In Asean, he said there were a few “green shoots” where relative competitive advantage is improving. Still, he said the general conclusion was that Asean-4 – referring to Indonesia, Malaysia, Thailand and Philippines – was losing competitiveness in both high-end and low-end manufacturing.

The few exceptions cited were tourism in Thailand and Myanmar, automotive sector in Thailand, IT/BPO electronics in the Philippines and educational and finance services in Myanmar. For Indonesia and Myanmar, relative competitiveness was seen in the areas of crude materials and commodities like rubber, gas and palm oil.

In the case of the Philippines, Shvets said the country’s collapse from the 1960s to 1970s had been “exceptionally deep,” with average income sliding from just under 9 percent of the US level in the 1960s to less than 3 percent at the lowest point during the 2003 to 2006 period. Such pace of decline was broadly comparable to that sustained on a relative basis by countries like Ghana, Egypt and Argentina and steeper than that of South Africa.

“But there are early signs of improvement, suggesting potential for graduation,” he said, noting the improvement in business climate (albeit coming from a low base), rising foreign direct investments and savings. He added that the Philippines’ external competitiveness was starting to “improve and broaden.”

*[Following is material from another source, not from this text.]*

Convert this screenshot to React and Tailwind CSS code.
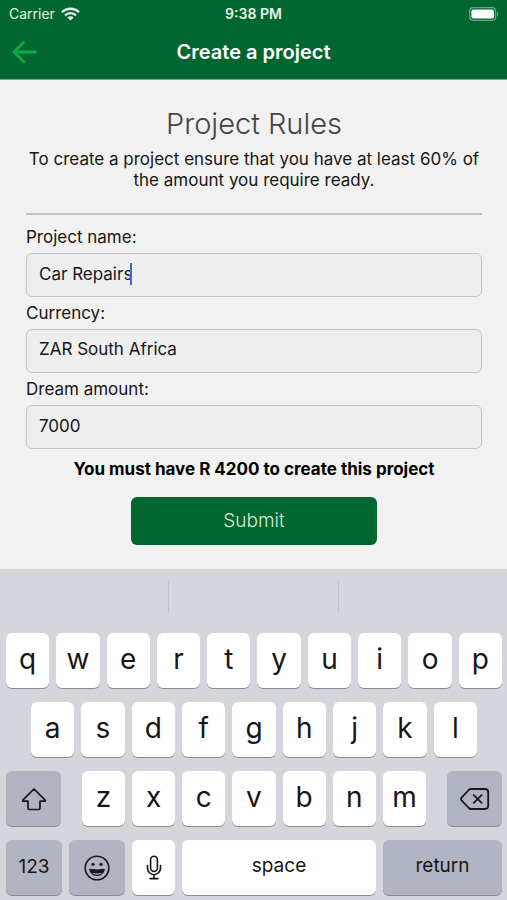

The strong internal momentum in the Philippines, he said, was reminiscent of the case in Turkey from 1995-2005 but execution was still seen limited.

What could threaten this momentum, however, would be stalling reforms and rising inflation. He said the biggest threat would be disappointment on the government if the pace of reforms would slow down. Under such a scenario, he said the country would be unable to maintain the current pace of growth.